Don't Trust The Client Part 2
Don't trust what you send

This is the followup to my post about not trusting the data you receive from clients.

What you can send over to the client depends a lot on your game design. For some games, all the gameplay information is supposed to be visible at all times for all clients. Take chess as an example: There's no hidden information, everything is known to both players.

However, in many games, information about the opponent is meant to be opaque. For example, a card game: You're not supposed to know what cards your opponent has in hand.

This is easy enough to engineer though. You just make sure each player only receives data about what is in their own hand. The only pitfall is accidentally sending everything to everyone, and then just hiding the opponents cards on the client-side logic.

The Fog of War Problem

There's more complicated examples though. Whenever there's data that can be known by the opponent, but only sometimes. For example: Any game with fog-of-war, like an RTS, or a MOBA. If an enemy unit isn't within your vision range, you don't know where they are and what they are doing.

Fog of war example in an RTS game

If you're simply sending all unit positions and state to both clients, and doing something on the client-side to hide units in the fog-of-war, then that's a pretty easy exploit. It won't take much for someone to implement a full-vision map-hack.

One solution is to only send data about a unit to player A, when the server knows that unit is within player A's vision. This sort of thing works fine for turn-based games, but it comes with a very large downside in real-time games. Server-to-client latency!

Client Prediction vs Security

Most real-time multiplayer games do some degree of client prediction — Meaning, they don't wait for the server to tell them about every single thing on the screen before they update state. If they did, everything would have more of a delay, and would feel sluggish. Instead of being instant, starting a movement would need to wait until your request reaches the server, the server processes it and send a message back, that message reaches your client, and finally your client processes it and renders a frame.

That time depends a lot on your ping, but for most games and most people it'll be at least a tenth of a second. Enough to feel sluggish and unresponsive.

Mechanics like fog-of-war have to deal with the same issue. Our two scenarios are:

Scenario 1: Send All Data (Exploitable)

Approach: We send all data about all unit positions to all clients. This is exploitable for map-hacks.

Upside: If I pass a corner, ending up in a position where I can see an enemy unit, I see that unit instantly. My client already knew that unit was there, I processed my movement on the client, and so I see the enemy unit right away.

Scenario 2: Withhold Data (Secure but Laggy)

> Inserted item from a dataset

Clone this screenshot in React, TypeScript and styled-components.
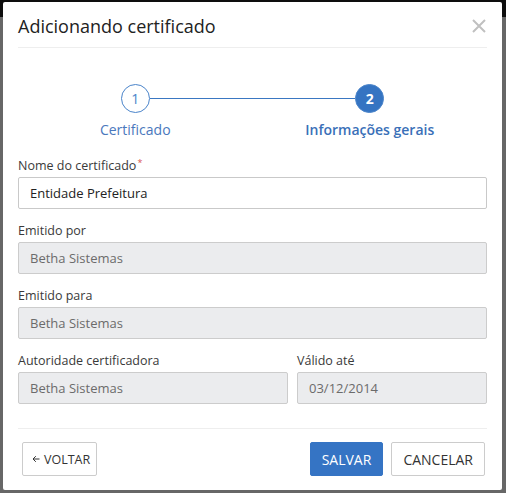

Approach: We withhold data until the server knows we have vision of the unit. No map-hack possible, but...

Downside: If I pass a corner, ending up in a position I can see an enemy unit, there's a delay until the server processes my new position, notices that I can now see the enemy unit, sends that data back to me, and my client updates my vision with the new data. As a client I will experience the enemy unit popping into existence about a tenth of a second after I turn the corner, instead of being there right away.

The Compromise Solution

This is a pretty tough nut to crack. There's really no perfect solution. A reasonable solution trying to balance the two would be to send data for all units that are in vision, and all units that are almost in vision. It still kind of allows for a map-hack exploit, but a significantly weaker one.

The trade-off depends a lot on exactly how you define "almost in vision". A too-permissive definition still allows a map-hack exploiter to see enemy units a few seconds before an ambush. An insufficiently permissive definition defeats the purpose of the system, and maintains the popping into vision problem. The perfect balance depends a lot on the specific game its being built for. Most likely, there is not perfect solution.

The Reality of Multiplayer Games

If you look closely enough, all multiplayer games have a bunch of weird little edge cases in them. Artifacts of the engineer's struggle to balance responsiveness, latency, and security.

Most people won't notice them, at least not consciously, but they probably will notice them unconsciously. Despite that, we're all working with limited time and resources. We can't make everything perfect, even if it would be fun to do so.

Key Takeaway:

You don't have to be perfect about any of this. But you should always be thinking about it. Making compromises is fine, but they should be made deliberately, after understanding the problem and weighing the possibilities.

The Cost of Ignoring Security:

If you're always thinking about what could be exploited, you'll end up with a few potential exploits, and a few tradeoffs.

If you're just worrying about getting the game working now, and hoping you'll patch security later, you'll end up with more security holes than you can count. Some of those security holes will end up being load-bearing for the rest of your code. You'll find yourself either stuck with broken systems, or forced to do significant rewrites.


So, try to keep security in mind as you're building your game, from day 1. It'll save you a lot of trouble in the long run.